Ill and destitute, Livingstone accepted help from this Tipo Tipo. The great slaver gave the great abolitionist supplies and guaranteed safe conduct on the next legs of his journey through a region seething with violence. The horrors of this trade exceeded all else he had so far seen in Africa. “To overdraw its evils,” he wrote, “is a simple impossibility. The sights I have seen, though common incidents of the traffic, are so nauseous that I always strive to drive them from memory.” “Africa is bleeding from every pore,” wrote an Englishman making his way through this region shortly after Livingstone’s death.
In 1871, Livingstone witnessed a massacre carried out by rival slave traders and their men, some of whom he suspected belonged to his own party. It filled him with “intolerable loathing.”
July 15, 1871 . . . As I write I hear the loud wails on the left bank over those who are there slain . . . . Oh, let Thy kingdom come! No one will ever know the exact loss on this bright sultry summer morning, it gave me the impression of being in Hell.
The Arabs estimated the loss at between 400 & 500 souls.
Why would David Livingstone — missionary, explorer, ardent abolitionist to the end — accept help from Tippu Tip?
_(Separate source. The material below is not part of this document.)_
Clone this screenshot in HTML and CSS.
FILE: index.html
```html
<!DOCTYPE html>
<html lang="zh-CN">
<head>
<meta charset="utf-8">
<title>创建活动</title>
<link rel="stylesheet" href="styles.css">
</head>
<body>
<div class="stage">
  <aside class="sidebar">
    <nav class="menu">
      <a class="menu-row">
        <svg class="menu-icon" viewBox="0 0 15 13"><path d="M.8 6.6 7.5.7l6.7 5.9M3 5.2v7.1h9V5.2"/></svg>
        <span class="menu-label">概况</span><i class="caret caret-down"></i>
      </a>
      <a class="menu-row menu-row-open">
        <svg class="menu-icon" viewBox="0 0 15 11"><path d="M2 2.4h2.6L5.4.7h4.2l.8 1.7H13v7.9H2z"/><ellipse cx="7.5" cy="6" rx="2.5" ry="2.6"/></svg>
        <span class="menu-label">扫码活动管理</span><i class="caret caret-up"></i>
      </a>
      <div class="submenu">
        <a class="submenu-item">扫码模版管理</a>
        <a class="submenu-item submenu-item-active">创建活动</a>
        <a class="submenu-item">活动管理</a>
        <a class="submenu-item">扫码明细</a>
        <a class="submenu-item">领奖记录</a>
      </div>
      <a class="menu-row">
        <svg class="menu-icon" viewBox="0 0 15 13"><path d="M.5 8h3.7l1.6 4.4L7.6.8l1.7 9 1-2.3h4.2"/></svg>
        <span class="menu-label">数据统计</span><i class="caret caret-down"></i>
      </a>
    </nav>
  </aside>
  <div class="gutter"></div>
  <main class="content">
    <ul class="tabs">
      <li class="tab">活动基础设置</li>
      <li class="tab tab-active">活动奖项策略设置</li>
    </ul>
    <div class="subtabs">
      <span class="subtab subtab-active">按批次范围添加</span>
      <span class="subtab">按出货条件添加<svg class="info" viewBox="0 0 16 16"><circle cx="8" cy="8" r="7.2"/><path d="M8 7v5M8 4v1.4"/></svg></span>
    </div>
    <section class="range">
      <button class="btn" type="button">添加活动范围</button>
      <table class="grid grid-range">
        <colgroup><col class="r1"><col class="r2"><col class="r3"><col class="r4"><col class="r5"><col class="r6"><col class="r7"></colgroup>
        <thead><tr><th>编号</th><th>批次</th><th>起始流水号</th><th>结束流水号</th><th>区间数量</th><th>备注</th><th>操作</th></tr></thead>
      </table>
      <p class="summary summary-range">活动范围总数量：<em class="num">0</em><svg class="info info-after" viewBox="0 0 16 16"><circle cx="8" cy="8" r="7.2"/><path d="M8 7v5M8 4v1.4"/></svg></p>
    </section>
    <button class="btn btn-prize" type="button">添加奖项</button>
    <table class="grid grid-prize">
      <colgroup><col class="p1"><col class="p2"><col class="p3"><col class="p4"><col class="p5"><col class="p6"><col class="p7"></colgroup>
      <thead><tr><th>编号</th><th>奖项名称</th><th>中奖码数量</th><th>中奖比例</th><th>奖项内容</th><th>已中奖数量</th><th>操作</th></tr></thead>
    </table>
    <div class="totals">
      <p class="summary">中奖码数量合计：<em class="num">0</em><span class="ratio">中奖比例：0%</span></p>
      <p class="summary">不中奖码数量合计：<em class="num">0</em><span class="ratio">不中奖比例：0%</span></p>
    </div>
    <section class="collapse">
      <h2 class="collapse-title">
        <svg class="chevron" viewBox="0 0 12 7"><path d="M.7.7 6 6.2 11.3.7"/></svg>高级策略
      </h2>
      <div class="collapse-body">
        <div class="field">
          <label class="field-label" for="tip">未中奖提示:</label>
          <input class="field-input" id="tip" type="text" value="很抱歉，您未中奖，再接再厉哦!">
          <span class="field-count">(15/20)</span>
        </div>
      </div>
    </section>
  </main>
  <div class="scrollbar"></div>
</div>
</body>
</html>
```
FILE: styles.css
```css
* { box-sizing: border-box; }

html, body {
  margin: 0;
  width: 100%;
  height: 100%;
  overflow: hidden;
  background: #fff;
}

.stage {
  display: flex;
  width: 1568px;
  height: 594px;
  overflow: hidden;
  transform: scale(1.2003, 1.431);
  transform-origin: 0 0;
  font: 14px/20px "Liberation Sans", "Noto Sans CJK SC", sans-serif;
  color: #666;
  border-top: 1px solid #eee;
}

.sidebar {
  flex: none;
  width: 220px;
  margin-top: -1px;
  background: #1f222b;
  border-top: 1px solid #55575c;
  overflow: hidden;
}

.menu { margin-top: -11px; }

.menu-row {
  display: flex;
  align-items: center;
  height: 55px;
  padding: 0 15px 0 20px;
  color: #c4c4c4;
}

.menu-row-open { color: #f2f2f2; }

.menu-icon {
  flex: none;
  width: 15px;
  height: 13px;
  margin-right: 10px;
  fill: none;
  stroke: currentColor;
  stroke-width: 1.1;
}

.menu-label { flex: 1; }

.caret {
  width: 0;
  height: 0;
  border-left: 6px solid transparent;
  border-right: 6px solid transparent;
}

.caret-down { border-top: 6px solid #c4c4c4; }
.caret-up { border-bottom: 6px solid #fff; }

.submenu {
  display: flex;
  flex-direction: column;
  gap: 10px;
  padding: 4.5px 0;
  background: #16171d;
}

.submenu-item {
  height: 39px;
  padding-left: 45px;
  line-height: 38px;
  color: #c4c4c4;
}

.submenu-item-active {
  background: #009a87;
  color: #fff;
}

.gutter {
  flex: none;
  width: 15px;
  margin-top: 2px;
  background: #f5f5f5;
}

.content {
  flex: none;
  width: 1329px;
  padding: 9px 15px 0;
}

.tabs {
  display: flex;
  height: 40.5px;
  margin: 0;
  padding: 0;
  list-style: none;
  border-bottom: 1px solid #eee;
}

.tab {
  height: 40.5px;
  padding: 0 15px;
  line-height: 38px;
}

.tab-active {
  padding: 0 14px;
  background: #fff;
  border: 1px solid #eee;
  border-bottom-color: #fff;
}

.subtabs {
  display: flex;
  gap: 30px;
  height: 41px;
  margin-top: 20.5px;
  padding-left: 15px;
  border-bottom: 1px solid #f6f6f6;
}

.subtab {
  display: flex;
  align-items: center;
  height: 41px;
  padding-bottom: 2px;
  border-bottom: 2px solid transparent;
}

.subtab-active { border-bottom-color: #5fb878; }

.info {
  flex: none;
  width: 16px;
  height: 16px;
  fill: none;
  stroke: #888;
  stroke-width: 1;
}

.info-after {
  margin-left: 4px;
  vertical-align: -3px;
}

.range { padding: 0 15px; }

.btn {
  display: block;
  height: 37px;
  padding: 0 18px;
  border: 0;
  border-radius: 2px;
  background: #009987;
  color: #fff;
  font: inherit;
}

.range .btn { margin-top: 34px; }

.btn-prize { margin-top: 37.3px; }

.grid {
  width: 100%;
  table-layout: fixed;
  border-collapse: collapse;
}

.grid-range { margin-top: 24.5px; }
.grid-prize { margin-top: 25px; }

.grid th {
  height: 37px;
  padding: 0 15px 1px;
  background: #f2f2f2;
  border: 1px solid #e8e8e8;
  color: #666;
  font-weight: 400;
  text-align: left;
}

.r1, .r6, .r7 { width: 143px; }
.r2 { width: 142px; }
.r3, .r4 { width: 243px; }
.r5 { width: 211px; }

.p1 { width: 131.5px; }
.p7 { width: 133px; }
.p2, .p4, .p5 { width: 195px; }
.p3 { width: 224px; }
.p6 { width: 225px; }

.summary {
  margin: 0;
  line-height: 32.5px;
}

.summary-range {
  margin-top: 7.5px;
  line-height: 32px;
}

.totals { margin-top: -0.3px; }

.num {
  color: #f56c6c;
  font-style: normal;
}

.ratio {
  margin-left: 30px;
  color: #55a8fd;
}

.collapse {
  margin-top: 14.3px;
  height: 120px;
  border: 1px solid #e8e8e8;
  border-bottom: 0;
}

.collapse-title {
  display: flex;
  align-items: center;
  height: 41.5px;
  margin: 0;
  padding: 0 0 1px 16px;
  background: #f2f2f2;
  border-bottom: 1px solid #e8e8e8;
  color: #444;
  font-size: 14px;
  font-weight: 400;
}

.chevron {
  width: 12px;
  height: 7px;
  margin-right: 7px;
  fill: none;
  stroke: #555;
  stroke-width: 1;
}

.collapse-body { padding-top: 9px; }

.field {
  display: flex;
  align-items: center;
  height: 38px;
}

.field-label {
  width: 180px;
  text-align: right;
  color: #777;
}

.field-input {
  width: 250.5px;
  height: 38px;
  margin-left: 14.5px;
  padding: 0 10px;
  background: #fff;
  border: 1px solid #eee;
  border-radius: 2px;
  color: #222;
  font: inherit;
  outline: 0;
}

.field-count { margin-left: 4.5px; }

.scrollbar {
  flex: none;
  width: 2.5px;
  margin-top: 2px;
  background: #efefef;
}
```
At the beginning of his last journey, he wrote in his journal what every wilderness-lover knows: “The mere animal pleasure of traveling in a wild unexplored country is very great.” But by the time he encountered the famous slaver he was a already a sick man, virtually alone in Africa (except for a few porters and his faithful servants, Chuma and Simi), and most of his possessions, including his medicine chest, had been stolen. Simply put, he needed help and the Arab trader offered it.
After the massacre, a sick and deeply demoralized Livingstone returned to Ujiji, on Lake Tanganyika, where Henry Morton Stanley found him in 1871. When Stanley departed, Livingstone remained behind; he died in 1873 in a village on the shore of the lake. Chuma and Simi buried his heart there, carried his remains to Zanzibar, and accompanied the body back to London. In 1874, Livingstone was buried in Westminster Abbey. The plaque on his tomb bears a reminder of his life-long crusade against slavery — words he wrote on May 1, 1872, exactly one year before his death:
All I can add in my solitude, is, may heaven’s rich blessing come down on every one, American, English, or Turk, who will help to heal this open sore of the world.
In 1874, the English explorer Verney Lovett Cameron came upon Livingstone’s papers in Ujiji and sent them back to London. He also witnessed the horrific regional violence; he wrote in his diary,
“Africa is bleeding out her life-blood at every pore.”
In the 1770s and 1880s, the notorious slaver extended his power in central Africa, eventually claiming the entire eastern Congo for himself and the Sultan of Zanzibar. He also helped various English and German explorers find their way through the region; one of those was Henry Morton Stanley. Dr. Heinrich Brode, a German official who knew Tippu Tip in his later retirement and translated his autobiography from the Swahili (written in Arabic script), wrote
“. . . the paths traced out by his blood-stained hands have supplied the framework for all the subsequent cartography of German East Africa and the Congo Free State. Thus a life-work of destruction has served to aid the advance of civilization.”
Around 1890, realizing that the Belgians coming up the Congo River from the west and the European missionaries and Germans penetrating the interior from the east were gaining the upper hand politically, he returned to Zanzibar and wrote his autobiography. He died in 1905, a vastly wealthy man, having accumulated seven huge clove plantations on Zanzibar and some 10,000 slaves to work them.